La valigia è uno spettacolo ispirato ai racconti autobiografici dello scrittore Dovlatov, prodotto da Gli ipocriti, in scena alla Sala Pasolini di Salerno il 22 febbraio 2023.
Il sottotitolo dello spettacolo è esplicativo in merito al monologo In viaggio con Sergei Dovlatov, un viaggio nella valigia dei suoi ricordi, degli incontri, delle speranze, spezzoni di vita che emergono nel lungo racconto.
Il secondo sottotitolo rivela il proprio significato verso la fine della rappresentazione Un torero squalificato, guardando la sua foto tessera inserita nell’album dei ricordi dalla moglie, si guarda e in quell’immagine, riconoscendosi con difficoltà, ravvisa nella barba lunga e nel modo goffo del suo viso un torero squalificato.
Dovlatov, di famiglia ebraica, è costretto a scrivere e pubblicare negli Stati Uniti ed è lì che viene data alla stampa la raccolta di racconti La valigia nel 1986, legati al suo vissuto di emigrante che porta con sé una valigia che resterà sigillata in un armadio per alcuni anni.
Poi quando il figlio si nasconde nell’armadio e si siede sicuro sulla valigia, Dovlatov decide di aprirla e ogni oggetto riporta alla memoria un episodio della vita vissuta in Russia, così nascono otto capitoli dai titoli: I calzini finlandesi, Le scarpe del sindaco, Un bel vestito a doppio petto, La cintura da ufficiale, Il giaccone di Fernand Léger, La camicia di popeline, Il colbacco, I guanti da automobilista.
Gli oggetti che ogni emigrante può portare con sé sono pochissimi, i più intimi e che non destano sospetto, ma che per chi li ha selezionati sono punti fondamentali del ricordo della propria vita.

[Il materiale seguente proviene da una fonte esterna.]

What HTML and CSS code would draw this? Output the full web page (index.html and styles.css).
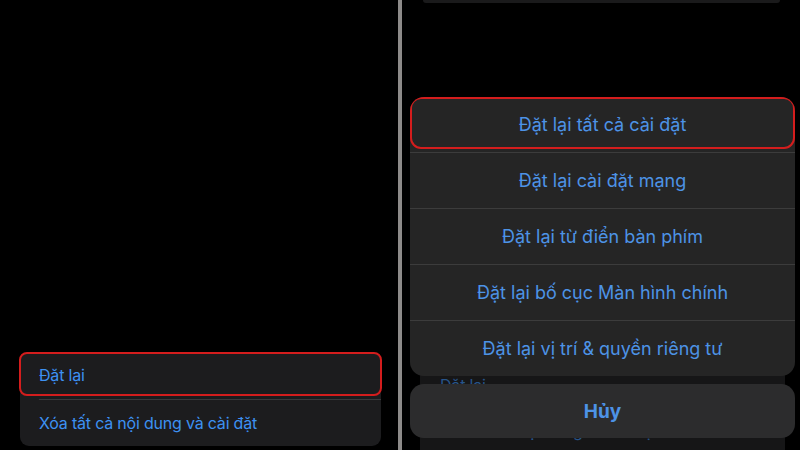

Sono l’oggetto che conserva memoria fatta di spazio e di tempo, i luoghi della memoria fissati con immagini che perdurano nel tempo, un tempo passato e un tempo presente che non possono che intrecciarsi indissolubilmente, perché ognuno è la valigia di sé stesso.
La riduzione teatrale tesse in una narrazione serrata i racconti con il vissuto di Dovlatov; essa è a cura di Giuseppe Battiston, che ne è anche interprete e Paola Rota che ne cura anche la regia.
Giuseppe Battiston, in questa prova di teatro di narrazione e di parola, si immedesima nei vari personaggi del racconto, così come possono emergere dalla memoria con le loro peculiarità che li rendono unici e bizzarri.
Il bisogno della narrazione sottolinea la ricerca dell’unicità delle esperienze nel panorama collettivo, rendendo i vari punti di vista del caleidoscopico mondo struggenti di malinconia, quella tipica di chi emigra e nella nuova terra non è pienamente accolto.
Novello Marco Polo o Odisseo, narra mescolando il passato con il presente un contrasto tra il desiderio di libertà e la nostalgia per la propria patria, dove non vi è posto per il futuro.
Il viaggio di Battiston/Dovlatov non può che incominciare dall’articolazione del suono nel microfono, lo scorrere sulle onde immaginarie che raggiungono la parte intima di ognuno, i nascosti oggetti dell’anima che, come nella valigia dell’emigrante, ci riportano alla nostra terra originaria, al nostro io veritiero, sgombro dalle apparenze.
Dalla graffiante ironica narrazione emerge l’anima ebrea di Dovlatov, dalla mente brillante e dai cattivi inutili maestri (forse), dal sorriso melanconico e amaro.
La scena e gli oggetti scenici sono di Nicolas Bovey, rappresentano uno studio radio stilizzato sovraffollato di microfoni con le aste o pendenti e cuffie, inteso sia come ricordo del lavoro giornalistico dell’autore Dovlatov, sia come viaggio (nel senso di conoscenza e incontro) con l’altro, lo sconosciuto, che stimola il giornalista nel suo lavoro quotidiano. Il giornalista che porta con se nella valigia/mestiere il desiderio di conoscere le cose nella loro interezza, anch’esso un viaggio nella conoscenza.
Completano l’allestimento i costumi di Vanessa Sannino, le luci di Andrea Violato, suono e musica curati da Angelo Elle.